This graph clearly shows how violent a place the United States is. (From the blog’s discussion of this graph: The following figures are from the OECD for deaths due to assault per 100,000 population from 1960 to the present. As before, the most striking features of the data are (1) how much more violent the U.S. is than other OECD countries (except possibly Estonia and Mexico, not shown here), and (2) the degree of change—and recently, decline—there has been in the U.S. time series considered by itself.) This time series documents deaths by assaults of all kinds, not just guns, but this should break the heart of every citizen. How can this be us? And while these deaths are on a decline, we are still a clear outlier — we are still subject to an entire industry fronted by their political arm hellbent on scaring us in to the false security of guns that will save us from the ever growing hordes. But go back and look at that graph. That isn’t a story of mental illness. 
Pointing out (accurately) that even massacres don't force us into national discussions about guns, violence (or even mental illness), cassandra ends with the same notion that pandora emphasizes:
Yet massacre after massacre, death after death, our response is the same. Nothing. Or I should say, the usual handwringing, the usual political suspects trying to make it difficult to discuss the danger that guns (or certain ones of them) present to all of us, and the idiotic “Guns don’t kill people, people kill people.”
 Let's start with a couple of observations about the graph that cassandra uses:

1.  It is difficult to link this trend with any political ideology or party being in control of the government or the country.  The line rockets up during the administrations of JFK (D), LBJ (D), Nixon (R), and Ford (R) to peak with Carter (D).  Then the line begins a steady decline through Reagan (R), Bush (R), Clinton (D), Bush (II) (R), and Obama (D).

2.  It is likewise difficult to link this trend with specific events.  Sure, you could argue that the 1960s were tumultuous, full of civil rights, Black Power, war protests, and riots--but the 1970s that followed were arguably FAR more violent than the 1960s had been.  And what events could you cite to see the violence peak and start to descend (every so slightly) during the Carter administration.  It also points out that--at least at this scale--the Federal Assault Weapons ban (1994-2004) seems not to have impacted anything.  Violence was on the decline before, during, and after that law was in force.

These two observations suggest (in language that cassandra and pandora both like to use on occasion) that violence in America is "not a bug, but a feature."

(A footnote:  contrarian economist Steven Leavitt would argue that there is one historical event you can statistically associate with this decline--Roe v Wade and the free availability of abortion since 1973.  The argument is worth examining, but be careful not to make the infamous Bill Bennett mistake.)
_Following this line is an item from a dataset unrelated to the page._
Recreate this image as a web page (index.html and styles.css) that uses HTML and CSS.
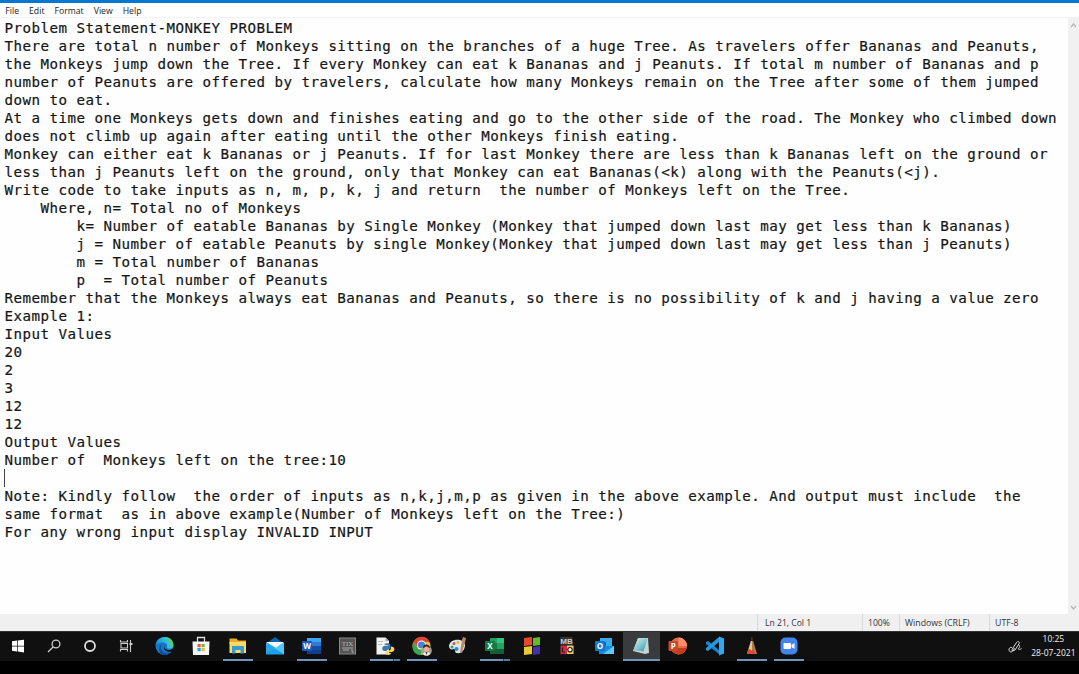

Hey, let's own that:  we are, and always have been, a violent society.  Historian Geoffrey Perret calls the US "A Country Made by War."  Forget our citizenry (deranged or otherwise) for a moment:  The problem with the call that "This. Has. To. Stop." is that much of the underlying culture of violence has been perpetuated by the government--especially for the past forty years--and that asking for solutions from the government when violence is the problem is, well, problematic.
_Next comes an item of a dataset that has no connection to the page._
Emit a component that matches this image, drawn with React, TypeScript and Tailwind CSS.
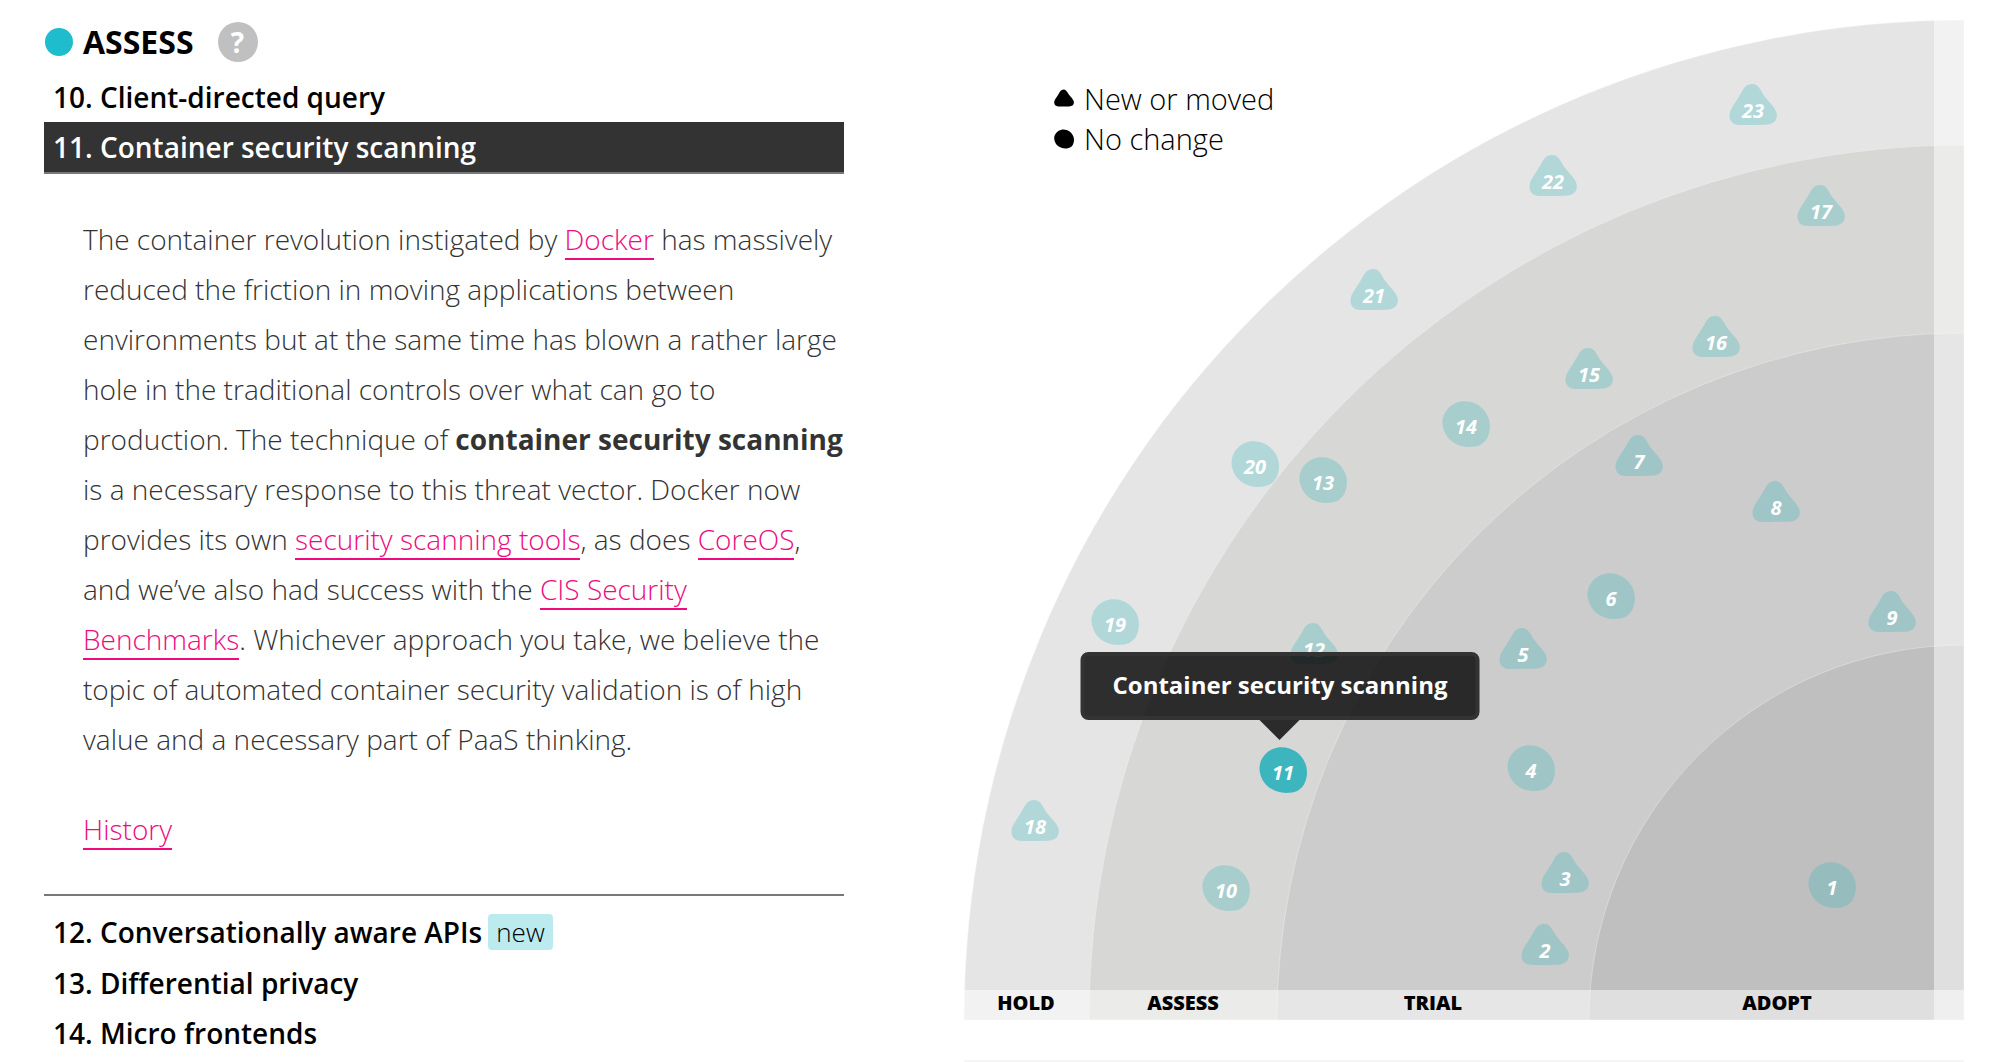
type Blip = { n: number; x: number; y: number; moved: boolean };

const blips: Blip[] = [
  { n: 1, x: 868, y: 865, moved: false },
  { n: 2, x: 581, y: 927, moved: true },
  { n: 3, x: 601, y: 855, moved: true },
  { n: 4, x: 567, y: 748, moved: false },
  { n: 5, x: 559, y: 631, moved: true },
  { n: 6, x: 647, y: 576, moved: false },
  { n: 7, x: 675, y: 438, moved: true },
  { n: 8, x: 812, y: 484, moved: true },
  { n: 9, x: 928, y: 594, moved: true },
  { n: 10, x: 262, y: 868, moved: false },
  { n: 11, x: 319, y: 750, moved: false },
  { n: 12, x: 350, y: 626, moved: true },
  { n: 13, x: 359, y: 460, moved: false },
  { n: 14, x: 502, y: 404, moved: false },
  { n: 15, x: 625, y: 351, moved: true },
  { n: 16, x: 752, y: 319, moved: true },
  { n: 17, x: 857, y: 188, moved: true },
  { n: 18, x: 71, y: 803, moved: true },
  { n: 19, x: 151, y: 602, moved: false },
  { n: 20, x: 291, y: 444, moved: false },
  { n: 21, x: 410, y: 272, moved: true },
  { n: 22, x: 589, y: 158, moved: true },
  { n: 23, x: 789, y: 87, moved: true },
];

const rings = [
  { label: "HOLD", r: 1000, fill: "#e5e5e5", x: 62 },
  { label: "ASSESS", r: 875, fill: "#d7d7d5", x: 219 },
  { label: "TRIAL", r: 687, fill: "#cccccc", x: 469 },
  { label: "ADOPT", r: 375, fill: "#bfbfbf", x: 813 },
];

const TRIANGLE =
  "M23 0C27 0 30 3.5 32 7.5C36 15 41 18.5 45 24.5C47 27.5 47.5 30 47.3 32C46.8 37.5 43 40.6 36 40.7C27 40.9 18 41 10 40.9C3 40.8 0 37 0 31.5C0 28 1.5 25 3.5 22C8 15 10 12 13 6.5C15.5 2 18.5 0 23 0Z";
const CIRCLE =
  "M420.084,282.092c-1.073,0-2.16,0.103-3.243,0.313c-6.912,1.345-13.188,8.587-11.423,16.874c1.732,8.141,8.632,13.711,17.806,13.711c0.025,0,0.052,0,0.074-0.003c0.551-0.025,1.395-0.011,2.225-0.109c4.404-0.534,8.148-2.218,10.069-6.487c1.747-3.886,2.114-7.993,0.913-12.118C434.379,286.944,427.494,282.092,420.084,282.092";

function Shape({ moved }: { moved: boolean }) {
  return moved ? (
    <path d={TRIANGLE} transform="translate(-23.5 -23)" />
  ) : (
    <path d={CIRCLE} transform="scale(1.48) translate(-421 -297.5)" />
  );
}

function RadarBlip({ blip }: { blip: Blip }) {
  const active = blip.n === 11;
  return (
    <a href={"#blip-" + blip.n}>
      <g transform={`translate(${blip.x} ${blip.y})`}>
        <g fill="#3db5be" fillOpacity={active ? 1 : 0.3}>
          <Shape moved={blip.moved} />
        </g>
        <text y={blip.moved ? 11 : 10} textAnchor="middle" className="fill-white text-[20px] font-bold italic">
          {blip.n}
        </text>
      </g>
    </a>
  );
}

function Radar() {
  return (
    <svg viewBox="0 0 1000 1000" className="block w-full" aria-label="Techniques radar">
      {rings.map((ring) => (
        <path
          key={ring.label}
          d={`M${1000 - ring.r} 1000A${ring.r} ${ring.r} 0 0 1 1000 ${1000 - ring.r}V1000Z`}
          fill={ring.fill}
          stroke="#fff"
          strokeOpacity="0.3"
        />
      ))}
      <rect x="970" y="0" width="30" height="1000" fill="#fff" fillOpacity="0.5" />
      <rect x="0" y="970" width="1000" height="30" fill="#fff" fillOpacity="0.5" />
      {rings.map((ring) => (
        <text key={ring.label} x={ring.x} y="990" textAnchor="middle" className="fill-black text-[20px] font-extrabold">
          {ring.label}
        </text>
      ))}
      {blips.map((blip) => (
        <RadarBlip key={blip.n} blip={blip} />
      ))}
    </svg>
  );
}

function LegendRow({ moved, label }: { moved: boolean; label: string }) {
  return (
    <li className="flex items-center gap-2.5">
      <svg viewBox="-24 -24 48 48" className="size-5" aria-hidden="true">
        <Shape moved={moved} />
      </svg>
      {label}
    </li>
  );
}

function Inline({ children }: { children: string }) {
  return (
    <a href="#more" className="border-b-2 border-[#ee0b7f] text-[#ee0b7f]">
      {children}
    </a>
  );
}

function Item({ n, name, isNew = false }: { n: number; name: string; isNew?: boolean }) {
  return (
    <li>
      <a href={"#blip-" + n} className="flex items-center gap-1.5 px-[9px] font-semibold leading-[50px]">
        {n}. {name}
        {isNew && (
          <span className="my-2 rounded bg-[#bbebef] px-2 text-[26px] font-light leading-9">new</span>
        )}
      </a>
    </li>
  );
}

export default function App() {
  return (
    <main className="grid grid-cols-[4fr_5fr] gap-[120px] overflow-hidden bg-white pl-11 pr-9 font-['Open_Sans',sans-serif] text-[28px] text-black">
      <section>
        <h2 className="flex items-center pt-[22px] text-[32px] font-bold leading-10">
          <span className="ml-px mr-2.5 size-7 rounded-full bg-[#1ebccd]" />
          ASSESS
          <button
            type="button"
            aria-label="About this ring"
            className="ml-6 size-10 rounded-full bg-[#c0c0c0] text-center text-[28px] font-bold leading-10 text-white"
          >
            ?
          </button>
        </h2>
        <ul className="pt-[10px]">
          <Item n={10} name="Client-directed query" />
          <li className="border-b-2 border-[#77787b]">
            <a
              href="#blip-11"
              className="block border-b-2 border-[#77787b] bg-[#333] px-[9px] font-semibold leading-[50px] text-white"
            >
              11. Container security scanning
            </a>
            <div className="pb-10 pl-[39px] pt-10 font-light leading-[50px] text-[#333]">
              <p>
                The container revolution instigated by <Inline>Docker</Inline> has massively reduced the friction in
                moving applications between environments but at the same time has blown a rather large hole in the
                traditional controls over what can go to production. The technique of{" "}
                <strong className="font-bold">container security scanning</strong> is a necessary response to this
                threat vector. Docker now provides its own <Inline>security scanning tools</Inline>, as does{" "}
                <Inline>CoreOS</Inline>, and we’ve also had success with the <Inline>CIS Security Benchmarks</Inline>.
                Whichever approach you take, we believe the topic of automated container security validation is of
                high value and a necessary part of PaaS thinking.
              </p>
              <p className="mt-10">
                <Inline>History</Inline>
              </p>
            </div>
          </li>
          <li className="h-2.5" aria-hidden="true" />
          <Item n={12} name="Conversationally aware APIs" isNew />
          <Item n={13} name="Differential privacy" />
          <Item n={14} name="Micro frontends" />
        </ul>
      </section>
      <section className="pt-5">
        <div className="relative">
          <Radar />
          <ul className="absolute left-[9%] top-[5.9%] text-[29px] font-light leading-10">
            <LegendRow moved label="New or moved" />
            <LegendRow moved={false} label="No change" />
          </ul>
          <div
            role="tooltip"
            className="absolute left-[31.6%] top-[63.2%] -translate-x-1/2 whitespace-nowrap rounded-lg border-4 border-[#333] bg-black/80 px-7 pb-[13px] pt-[11px] text-[24px] font-bold leading-9 text-white"
          >
            Container security scanning
            <span className="absolute left-1/2 top-full mt-1 -translate-x-1/2 border-x-[20px] border-t-[20px] border-x-transparent border-t-[#2b2b2b]" />
          </div>
        </div>
        <hr className="mt-10 border-t-2 border-[#f5f5f5]" />
      </section>
    </main>
  );
}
We are killing other people's kids around the world every day in Pakistan, in Yemen, in Honduras.  There's an important if unlovely and uncomfortable point to be reinforced here:  dead Pakistani school children at the hands of US drones no less constitute young lives pointlessly snuffed out, with grieving parents who have emptiness in their souls than the children who will never come back to their bedrooms in Connecticut.

We are the world's largest exporter of weapons.  We spend more on weapons for our "defense" than the rest of the world combined.  That, "They are coming to get us" mentality within the US is exactly the mentality that politicians of all parties use with reference to the rest of the world, so why should you be surprised to see it echoed internally.  It's fractal, I think.

Violence in America is in part so prevalent because, despite our mantra of freedom, the power of the State is as pre-conditioned to the use of violence as those paranoid nuts that pandora believes should not own guns.    And while the far-gone tactical gun nuts pandora discusses are out there (but I don't honestly know in what numbers), there are also folks like DelDem who just characterized everybody who disagreed with him as an "enemy of the United States" [in comment that he has now unceremoniously removed from the thread over there], or the people (including many, many on the left) who demonized Tipper Gore over music lyrics, or the liberals who only come out when there is a school shooting of white school children and haven't been pushing the issue as gang violence related deaths in our cities have started to climb back up at an alarming rate since 2006.  

I don't see those folks examining their investment portfolios to divest themselves of the gun manufacturers who also happen to be defense contractors, and whose profits are underwriting their retirement funds.

There is a naive assumption that if we ban "assault" weapons, limit magazines, pass stringent laws on mentally ill people being near guns, tax ammunition, outlaw certain kinds of ammunition, install waiting periods and close gun show loopholes that it will actually address the underlying, society-wide condoning of violence.  I don't think it will.

The counter argument is, of course, that those things won't solve the overall problem but will at least make things relatively safer while we move toward the right end.

Except that there is never a serious acknowledgement that we have to do something about the State as a main purveyor of violence because, you know, we are the State to a large extent these days.  Police officers have killed 531 American citizens so far this year (we've still got two weeks to go), including mistaken and/or completely unnecessary shootings.  

We don't even know how to count how many civilian bystanders we've killed around the world in the past year, in part because our government either claims not to keep count, or that the total is a matter of national security.  Take your pick.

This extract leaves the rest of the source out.